The plot is interesting, sensible, well contrived. Characters are not as satisfying: Elizabeth is adorable (for a harridan) but everyone else is either shallow or unremarkable or inconsistent or obnoxious for some reason. Sidney is far to obsessed with his protestant faith to be likeable; Marlowe, it goes without saying, could have been a great character but he is such only at times; James is not too bad. All the others play choir when they should have been side kicks. Villains are essentially non existent so that the main characters' very personal demons end by being more interesting.

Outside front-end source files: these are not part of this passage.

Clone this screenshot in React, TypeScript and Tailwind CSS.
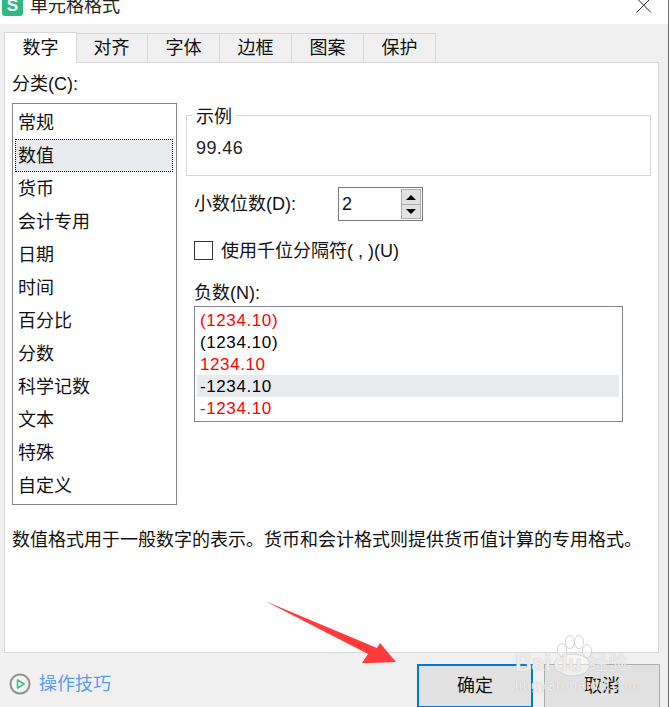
import React from 'react';

const FONT = "font-['Liberation_Sans','Noto_Sans_CJK_SC',sans-serif]";

const tabs = ['对齐', '字体', '边框', '图案', '保护'];
const categories = ['常规', '数值', '货币', '会计专用', '日期', '时间', '百分比', '分数', '科学记数', '文本', '特殊', '自定义'];
const negatives = [
    { label: '(1234.10)', red: true },
    { label: '(1234.10)', red: false },
    { label: '1234.10', red: true },
    { label: '-1234.10', red: false, selected: true },
    { label: '-1234.10', red: true },
];

export default function App() {
    return (
        <div className={`relative flex w-[670px] h-[707px] overflow-hidden bg-white text-[18px] leading-[22px] text-[#111] ${FONT}`}>
            <div className="w-[668px] h-full bg-[#f0f0f0] flex flex-col shrink-0">

                {/* Title bar, cut off at the top of the picture */}
                <div className="h-[24px] bg-white relative overflow-hidden flex items-start shrink-0">
                    <div className="ml-[2px] -mt-[5px] w-[21px] h-[21px] rounded-[3px] bg-[#30b784] text-white font-bold text-[17px] leading-[21px] text-center">S</div>
                    <div className="ml-[7px] -mt-[5px] text-[#222]">单元格格式</div>
                    <svg className="absolute left-[635px] top-0" width="18" height="14" viewBox="0 0 18 14">
                        <path d="M1.5 -2 L16 12.5 M16 -2 L1.5 12.5" stroke="#222" strokeWidth="1" fill="none" />
                    </svg>
                </div>

                {/* Tabs */}
                <div className="flex ml-[4px] mt-[8px] h-[30px] shrink-0">
                    <div className="relative z-10 w-[73px] h-[31px] bg-white border border-b-0 border-[#d9d9d9] flex items-center justify-center">数字</div>
                    {tabs.map((t, i) => (
                        <div key={t} className={`w-[73px] h-[29px] mt-px border border-b-0 border-[#d9d9d9] bg-[#f0f0f0] flex items-center justify-center ${i === 0 ? '-ml-[2px]' : '-ml-px'}`}>{t}</div>
                    ))}
                </div>

                {/* Panel */}
                <div className="ml-[4px] w-[655px] h-[591px] border border-[#d9d9d9] bg-white px-[7px] shrink-0">
                    <div className="mt-[10px]">分类(C):</div>

                    <div className="flex mt-[8px]">
                        <div className="w-[165px] h-[402px] border border-[#82838b] px-[3px] pt-[2px] shrink-0">
                            {categories.map(c => (
                                <div key={c} className={`h-[33px] flex items-center pt-px pl-[2px] ${c === '数值' ? 'bg-[#e8eaee] border border-dotted border-black -ml-px' : ''}`}>{c}</div>
                            ))}
                        </div>

                        <div className="ml-[9px] w-[465px]">
                            <div className="relative mt-[12px] h-[61px] border border-[#d9d9d9] pl-[9px] pt-[21px]">
                                <div className="absolute left-[5px] -top-[10px] bg-white px-[4px]">示例</div>
                                <div className="text-[#222] tracking-[0.4px]">99.46</div>
                            </div>

                            <div className="ml-[8px] mt-[11px] flex items-center h-[34px]">
                                <div className="w-[144px]">小数位数(D):</div>
                                <div className="w-[85px] h-[34px] border border-[#7a7a7a] flex items-center justify-between pl-[3px] pr-px">
                                    <span className="text-[#111]">2</span>
                                    <div className="flex flex-col w-[20px]">
                                        <div className="h-[16px] bg-[#e1e1e1] border border-[#adadad] flex items-center justify-center">
                                            <div className="w-0 h-0 border-x-[5px] border-x-transparent border-b-[5px] border-b-black" />
                                        </div>
                                        <div className="h-[15px] -mt-px bg-[#e1e1e1] border border-[#adadad] flex items-center justify-center">
                                            <div className="w-0 h-0 border-x-[5px] border-x-transparent border-t-[5px] border-t-black" />
                                        </div>
                                    </div>
                                </div>
                            </div>

                            <div className="ml-[8px] mt-[20px] flex items-center h-[19px]">
                                <div className="w-[19px] h-[19px] border border-[#333] bg-white" />
                                <div className="ml-[8px]">使用千位分隔符( , )(U)</div>
                            </div>

                            <div className="ml-[8px] mt-[22px]">负数(N):</div>
                            <div className="ml-[8px] mt-[2px] w-[429px] h-[116px] border border-[#82838b] pl-[2px] pr-[3px] pt-[2px]">
                                {negatives.map((n, i) => (
                                    <div key={i} className={`h-[22px] flex items-center pl-[3px] pt-[2px] tracking-[0.6px] text-[17px] ${n.red ? 'text-[#ff0000]' : 'text-black'} ${n.selected ? 'bg-[#e8eaee]' : ''}`}>{n.label}</div>
                                ))}
                            </div>
                        </div>
                    </div>

                    <div className="mt-[24px] whitespace-nowrap">数值格式用于一般数字的表示。货币和会计格式则提供货币值计算的专用格式。</div>
                </div>

                {/* Footer */}
                <div className="flex items-start ml-[9px] pt-[11px] shrink-0">
                    <div className="flex items-center h-[39px]">
                        <svg width="22" height="22" viewBox="0 0 22 22">
                            <circle cx="11" cy="11" r="9.5" fill="#f4f4f4" stroke="#8f9390" strokeWidth="2" />
                            <path d="M8.5 7 L15 11 L8.5 15 Z" fill="none" stroke="#3cc08e" strokeWidth="1.6" strokeLinejoin="round" />
                        </svg>
                        <span className="ml-[8px] text-[#5c9bf5]">操作技巧</span>
                    </div>
                    <div className="ml-[306px] w-[116px] h-[44px] border-2 border-[#0078d7] bg-[#e1e1e1] flex items-center justify-center">确定</div>
                    <div className="ml-[11px] w-[116px] h-[44px] border border-[#adadad] bg-[#e1e1e1] flex items-center justify-center">取消</div>
                </div>
            </div>

            {/* Window edge */}
            <div className="w-px h-full bg-[#6b6b6b] shrink-0" />

            {/* Red arrow annotation */}
            <svg className="absolute left-0 top-0 pointer-events-none" width="670" height="707" viewBox="0 0 670 707">
                <polygon points="265,601 377,648 380,643 396,662 371,663 362,663 368,654" fill="#ff3b3b" />
                {/* Paw of the watermark */}
                <g fill="#ffffff" fillOpacity="0.5" stroke="#d4d4d4" strokeWidth="1">
                    <ellipse cx="562" cy="650" rx="4.5" ry="6.5" />
                    <ellipse cx="570" cy="642" rx="4.5" ry="6.5" />
                    <ellipse cx="579" cy="642" rx="4.5" ry="6.5" />
                    <ellipse cx="587" cy="651" rx="4.5" ry="6.5" />
                    <ellipse cx="573" cy="665" rx="17" ry="11" />
                </g>
            </svg>

            {/* Watermark */}
            <div className="absolute left-[515px] top-[650px] pointer-events-none text-white/75 [text-shadow:0_0_1px_#b0b0b0]">
                <div className="flex items-center text-[23px] leading-[27px] font-bold">
                    <span>Bai</span>
                    <span className="ml-[3px]">du</span>
                    <span className="ml-[6px] text-[20px] font-normal">经验</span>
                </div>
                <div className="text-[14px] leading-[18px] mt-[-1px] tracking-[0.75px]">jingyan.baidu.com</div>
            </div>
        </div>
    );
}
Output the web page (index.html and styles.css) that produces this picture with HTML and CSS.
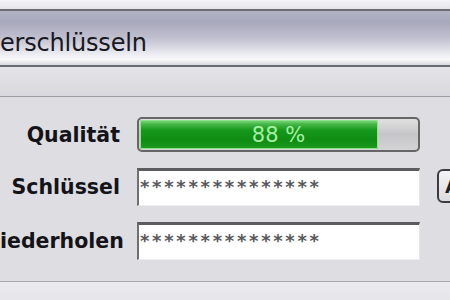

Writing is professional but not distinguished: several passages are rich of humour or interesting in some way, but there are also problems: the constant shift of POV never signalled by a new paragraph; the constant shift of language register within the same utterance of the same character; some inconsistencies; a wrong use of pluralis maiestatis; some outright grammar mistakes.

Marlowe is a gay character (James is too even if he seems devout to Queen Anne) so gay sex is mentioned but never graphically. The book can be considered safe for teens but I doubt many of them will be interested in the several moral and metaphysical digressions.

This is a nice read, enjoyable and out of print: I recommend you buy it if you find it in some second hand bookstore.
2 of 3 people found the following review helpful
5.0 out of 5 stars Historical fantasy at its best Nov. 16 2013
By Jo Wyrick - Published on Amazon.com
Format:Kindle Edition|Verified Purchase
I first read this book when it originally came out twenty five years ago and I loved it. I still do. Not many books stand up to rereading twenty five years later, but The Armor of Light is still wonderful. This is historical fantasy at its best! It's rich, nuanced, and the plot is intriguing. And this is the best Christopher Marlowe I've read in fiction, hands down!